» **GIVEN EXERCISE**
Pull out from the material below all lines with "Tailwind".

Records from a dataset

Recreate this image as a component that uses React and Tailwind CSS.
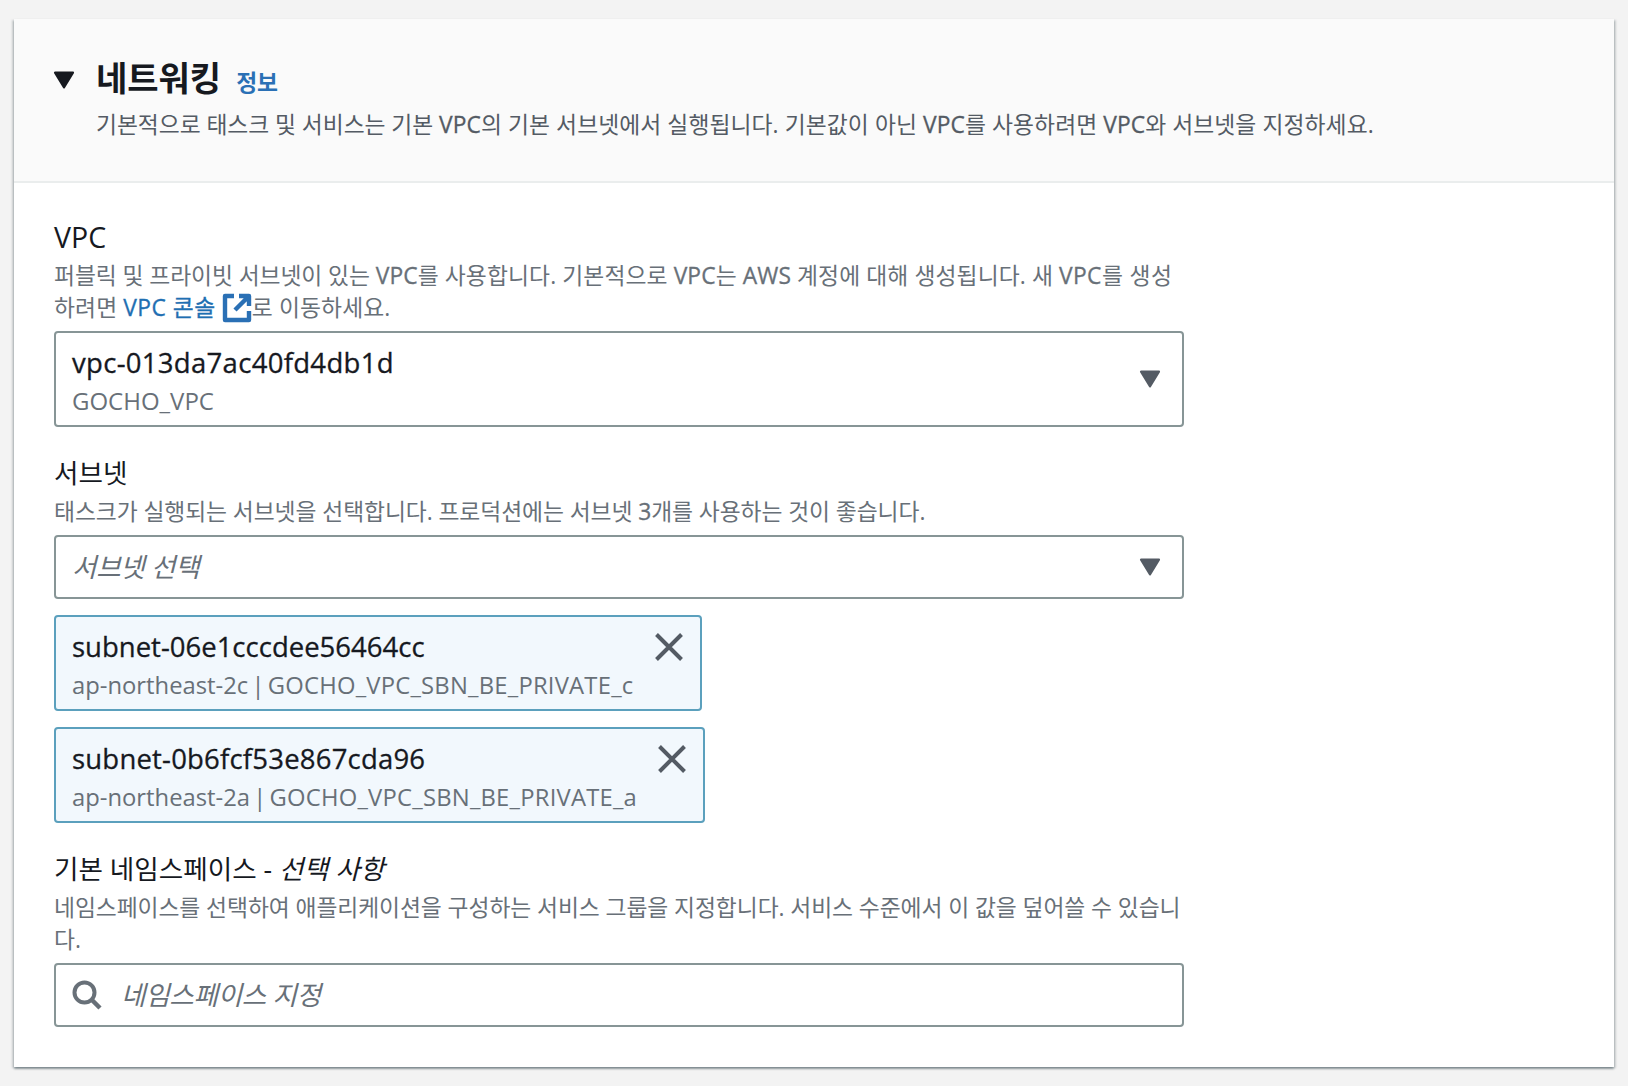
const F = "font-['Open_Sans','Noto_Sans_CJK_KR',sans-serif]";

function Caret({ className }) {
  return (
    <svg viewBox="0 0 20 17" className={className} aria-hidden="true">
      <path d="M1.5 1.5 H18.5 L10 15.5 Z" fill="currentColor" stroke="currentColor" strokeWidth="2" strokeLinejoin="round" />
    </svg>
  );
}

function Close() {
  return (
    <svg viewBox="0 0 30 30" className="w-[30px] h-[30px] text-[#545b64]" aria-hidden="true">
      <path d="M2.5 2.5 L27.5 27.5 M27.5 2.5 L2.5 27.5" stroke="currentColor" strokeWidth="4" fill="none" />
    </svg>
  );
}

function Chip({ id, az, name, width, idClass }) {
  return (
    <div className={`flex items-start justify-between h-[96px] rounded-[4px] border-2 border-[#5ba0bd] bg-[#f2f8fd] pl-[16px] pr-[16px] ${width}`}>
      <div className="flex flex-col">
        <span className={`text-[27.5px] [-webkit-text-stroke:0.3px] leading-[36px] mt-[12px] text-[#16191f] ${idClass}`}>{id}</span>
        <span className="text-[23.8px] leading-[32px] mt-[4px] text-[#687078] whitespace-nowrap [word-spacing:-3px]">
          {az} | <span className="tracking-[0.22px]">{name}</span>
        </span>
      </div>
      <div className="mt-[15px]"><Close /></div>
    </div>
  );
}

function Label({ children }) {
  return <div className="text-[26.6px] leading-[36px] text-[#16191f]">{children}</div>;
}

function Help({ children, className }) {
  return <div className={`text-[22.8px] leading-[32px] text-[#687078] whitespace-nowrap ${className}`}>{children}</div>;
}

function L({ children }) {
  return <span className="[-webkit-text-stroke:0.3px]">{children}</span>;
}

export default function App() {
  return (
    <div className={`${F} min-h-[1086px] bg-[#f3f3f3] px-[14px] pt-[19px]`}>
      <div className="bg-white h-[1048px] shadow-[0_2px_2px_0_rgba(0,28,36,0.35),2px_1px_2px_0_rgba(0,28,36,0.15),-2px_1px_2px_0_rgba(0,28,36,0.15)]">
        <header className="h-[164px] bg-[#fafafa] border-b-2 border-[#eaeded] pl-[40px] pt-[37px]">
          <div className="flex items-center">
            <Caret className="w-[22px] h-[18px] text-[#16191f] mt-[3px] -ml-px mr-px" />
            <h2 className="ml-[20px] text-[34px] leading-[44px] font-bold text-[#16191f]">네트워킹</h2>
            <a className="ml-[15px] mt-[9px] text-[22.8px] font-bold leading-[32px] text-[#2a70b5]">정보</a>
          </div>
          <p className="ml-[42px] mt-[9px] text-[22.8px] leading-[32px] text-[#545b64] whitespace-nowrap tracking-[0.08px]">
            <span className="tracking-[-0.06px]">기본적으로 태스크 및 서비스는 기본 </span><L>VPC</L>의 기본 서브넷에서 실행됩니다. 기본값이 아닌 <L>VPC</L>를 사용하려면 <L>VPC</L>와 서브넷을 지정하세요.
          </p>
        </header>

        <div className="pl-[40px] w-[1170px]">
          <div className="mt-[36px]">
            <Label><span className="text-[28.5px]">VPC</span></Label>
            <Help className="mt-[4px] tracking-[0.1px]">
              <span className="tracking-[-0.08px]">퍼블릭 및 프라이빗 서브넷이 있는 </span><L>VPC</L>를 사용합니다. 기본적으로 <L>VPC</L>는 <L>AWS</L> 계정에 대해 생성됩니다. 새 <span className="tracking-[0.4px]"><L>VPC</L>를 생성</span><br />
              하려면 <a className="text-[#1f6fb2] [-webkit-text-stroke:0.3px] tracking-[0.5px]">VPC 콘솔</a>{" "}
              <svg viewBox="0 0 30 30" className="inline-block w-[30px] h-[30px] align-[-7px] text-[#2a70b5]" aria-hidden="true">
                <path d="M12 3 H3 V27 H27 V18 M17 3 H27 V13 M27 3 L13 17" stroke="currentColor" strokeWidth="4.4" fill="none" strokeLinejoin="round" />
              </svg>
              로 이동하세요.
            </Help>
          </div>

          <div className="mt-[7px] h-[96px] rounded-[4px] border-2 border-[#879596] pl-[16px] pr-[21px] pt-[4px] flex items-center justify-between">
            <div className="flex flex-col">
              <span className="text-[27.5px] [-webkit-text-stroke:0.3px] tracking-[0.3px] leading-[36px] text-[#16191f]">vpc-013da7ac40fd4db1d</span>
              <span className="text-[24px] leading-[32px] mt-[4px] text-[#687078]">GOCHO_VPC</span>
            </div>
            <Caret className="w-[22px] h-[18px] text-[#545b64] mt-[-4px]" />
          </div>

          <div className="mt-[28px]">
            <Label>서브넷</Label>
            <Help className="mt-[5px] tracking-[-0.08px]">태스크가 실행되는 서브넷을 선택합니다. 프로덕션에는 서브넷 <L>3</L>개를 사용하는 것이 좋습니다.</Help>
          </div>

          <div className="mt-[7px] h-[64px] rounded-[4px] border-2 border-[#879596] pl-[16px] pr-[21px] flex items-center justify-between">
            <span className="mt-[2px] text-[26.6px] italic text-[#687078] tracking-[-0.3px]">서브넷 선택</span>
            <Caret className="w-[22px] h-[18px] text-[#545b64]" />
          </div>

          <div className="mt-[16px] flex flex-col gap-[16px] items-start">
            <Chip id="subnet-06e1cccdee56464cc" az="ap-northeast-2c" name="GOCHO_VPC_SBN_BE_PRIVATE_c" width="w-[648px]" idClass="" />
            <Chip id="subnet-0b6fcf53e867cda96" az="ap-northeast-2a" name="GOCHO_VPC_SBN_BE_PRIVATE_a" width="w-[651px]" idClass="tracking-[0.2px]" />
          </div>

          <div className="mt-[28px]">
            <Label>
              기본 네임스페이스 - <span className="italic tracking-[0.2px]">선택 사항</span>
            </Label>
            <Help className="mt-[5px] tracking-[-0.08px]">
              네임스페이스를 선택하여 애플리케이션을 구성하는 서비스 그룹을 지정합니다. 서비스 수준에서 이 값을 덮어쓸 수 있습니<br />
              다.
            </Help>
          </div>

          <div className="mt-[7px] h-[64px] rounded-[4px] border-2 border-[#879596] pl-[16px] flex items-center">
            <svg viewBox="0 0 30 30" className="w-[30px] h-[30px] text-[#687078]" aria-hidden="true">
              <circle cx="12.5" cy="12.5" r="10" stroke="currentColor" strokeWidth="4" fill="none" />
              <path d="M19.5 19.5 L28 28" stroke="currentColor" strokeWidth="4.5" fill="none" />
            </svg>
            <span className="mt-[2px] ml-[19px] text-[26.6px] italic text-[#687078] tracking-[-0.3px]">네임스페이스 지정</span>
          </div>
        </div>
      </div>
    </div>
  );
}
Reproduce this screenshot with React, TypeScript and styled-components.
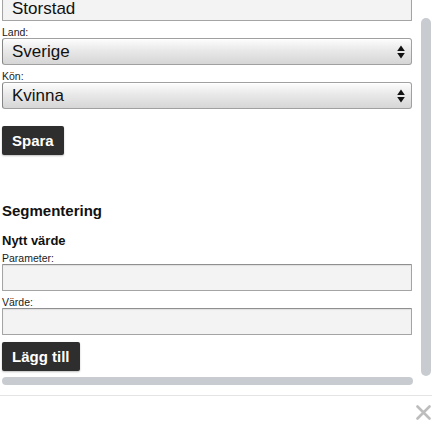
import React, { useLayoutEffect, useRef } from "react";
import styled, { createGlobalStyle } from "styled-components";

const Global = createGlobalStyle`
  html, body { margin: 0; padding: 0; background: #ffffff; }
  body { font-family: "Liberation Sans", Arial, Helvetica, sans-serif; color: #111; }
  * { box-sizing: border-box; }
`;

const Modal = styled.div`
  width: 432px;
  height: 429px;
  display: flex;
  flex-direction: column;
  background: #fff;
`;

const Viewport = styled.div`
  position: relative;
  height: 395px;
  flex: none;
`;

const Scroller = styled.div`
  position: relative;
  height: 100%;
  overflow: hidden;
`;

const Content = styled.div`
  display: flex;
  flex-direction: column;
  align-items: flex-start;
  padding: 0 0 40px 2px;
`;

const Field = styled.div`
  display: flex;
  flex-direction: column;
  width: 410px;
  & + & {
    margin-top: 6px;
  }
`;

const Label = styled.label`
  font-size: 10.5px;
  line-height: 11px;
  height: 11px;
  color: #1a1a1a;
`;

const TextInput = styled.input`
  width: 410px;
  height: 27px;
  margin: 0;
  padding: 2px 9px 0;
  border: 1px solid #a4a4a4;
  border-top-color: #8f8f8f;
  border-radius: 1px;
  background: #f3f3f3;
  box-shadow: inset 0 1px 1px rgba(0, 0, 0, 0.08);
  font-family: "Liberation Sans", Arial, sans-serif;
  font-size: 17px;
  color: #111;
  outline: none;
`;

const SelectWrap = styled.div`
  position: relative;
  width: 410px;
  height: 27px;
`;

const Select = styled.select`
  appearance: none;
  -webkit-appearance: none;
  width: 100%;
  height: 100%;
  margin: 0;
  padding: 0 24px 0 9px;
  border: 1px solid #a0a0a0;
  border-left-color: #858585;
  border-radius: 3px;
  background: linear-gradient(#fdfdfd 0%, #e9e9e9 45%, #d6d6d6 100%);
  box-shadow: inset 0 1px 0 #ffffff;
  font-family: "Liberation Sans", Arial, sans-serif;
  font-size: 17px;
  color: #111;
  outline: none;
`;

const Arrows = styled.svg`
  position: absolute;
  right: 7px;
  top: 50%;
  margin-top: -7px;
  pointer-events: none;
`;

const Button = styled.button`
  height: 29px;
  margin: 0;
  padding: 0 10px;
  border: none;
  border-radius: 2px;
  background: #2e2e2e;
  color: #ffffff;
  font-family: "Liberation Sans", Arial, sans-serif;
  font-weight: bold;
  font-size: 15px;
  box-shadow: 0 1px 2px rgba(0, 0, 0, 0.25);
  cursor: pointer;
`;

const Group = styled.div<{ $top: number }>`
  display: flex;
  flex-direction: column;
  align-items: flex-start;
  margin-top: ${(p) => p.$top}px;
`;

const SectionTitle = styled.h3`
  margin: 0;
  font-size: 15px;
  line-height: 17px;
  font-weight: bold;
  color: #111;
`;

const SubTitle = styled.h4`
  margin: 14px 0 5px;
  font-size: 13px;
  line-height: 15px;
  font-weight: bold;
  color: #111;
`;

const HBar = styled.div`
  position: absolute;
  left: 2px;
  top: 377px;
  width: 411px;
  height: 8px;
  border-radius: 4px;
  background: #c8ccd1;
`;

const VBar = styled.div`
  position: absolute;
  left: 421px;
  top: 18px;
  width: 10px;
  height: 358px;
  border-radius: 5px;
  background: #c8ccd1;
`;

const Footer = styled.div`
  flex: 1;
  display: flex;
  justify-content: flex-end;
  align-items: center;
  border-top: 1px solid #e4e4e4;
  padding-right: 1px;
`;

const Close = styled.button`
  width: 16px;
  height: 16px;
  padding: 0;
  margin: 0;
  border: none;
  background: transparent;
  display: flex;
  align-items: center;
  justify-content: center;
  cursor: pointer;
`;

const SelectField: React.FC<{ value: string }> = ({ value }) => (
  <SelectWrap>
    <Select defaultValue={value}>
      <option>{value}</option>
    </Select>
    <Arrows width="8" height="14" viewBox="0 0 8 14">
      <path d="M4 0.5 L7.8 6 L0.2 6 Z" fill="#111" />
      <path d="M4 13.5 L7.8 8 L0.2 8 Z" fill="#111" />
    </Arrows>
  </SelectWrap>
);

export default function App() {
  const scrollRef = useRef<HTMLDivElement>(null);
  const firstRef = useRef<HTMLInputElement>(null);

  useLayoutEffect(() => {
    if (scrollRef.current && firstRef.current) {
      scrollRef.current.scrollTop = firstRef.current.offsetTop + 6;
    }
  }, []);

  return (
    <>
      <Global />
      <Modal>
        <Viewport>
          <Scroller ref={scrollRef}>
            <Content>
              <Field>
                <Label>Ort:</Label>
                <TextInput ref={firstRef} defaultValue="Storstad" />
              </Field>
              <Field>
                <Label>Land:</Label>
                <SelectField value="Sverige" />
              </Field>
              <Field>
                <Label>Kön:</Label>
                <SelectField value="Kvinna" />
              </Field>
              <Group $top={17}>
                <Button>Spara</Button>
              </Group>
              <Group $top={47}>
                <SectionTitle>Segmentering</SectionTitle>
                <SubTitle>Nytt värde</SubTitle>
                <Field>
                  <Label>Parameter:</Label>
                  <TextInput />
                </Field>
                <Field>
                  <Label>Värde:</Label>
                  <TextInput />
                </Field>
              </Group>
              <Group $top={7}>
                <Button>Lägg till</Button>
              </Group>
            </Content>
          </Scroller>
          <VBar />
          <HBar />
        </Viewport>
        <Footer>
          <Close aria-label="Stäng">
            <svg width="15" height="15" viewBox="0 0 15 15">
              <path
                d="M1.5 1.5 L13.5 13.5 M13.5 1.5 L1.5 13.5"
                stroke="#bdbdbd"
                strokeWidth="2.6"
                strokeLinecap="round"
              />
            </svg>
          </Close>
        </Footer>
      </Modal>
    </>
  );
}
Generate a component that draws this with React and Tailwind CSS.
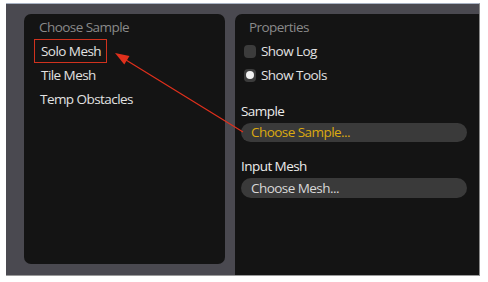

» **REPLY**
Recreate this image as a component that uses React and Tailwind CSS.
Generate a component that draws this with React and Tailwind CSS.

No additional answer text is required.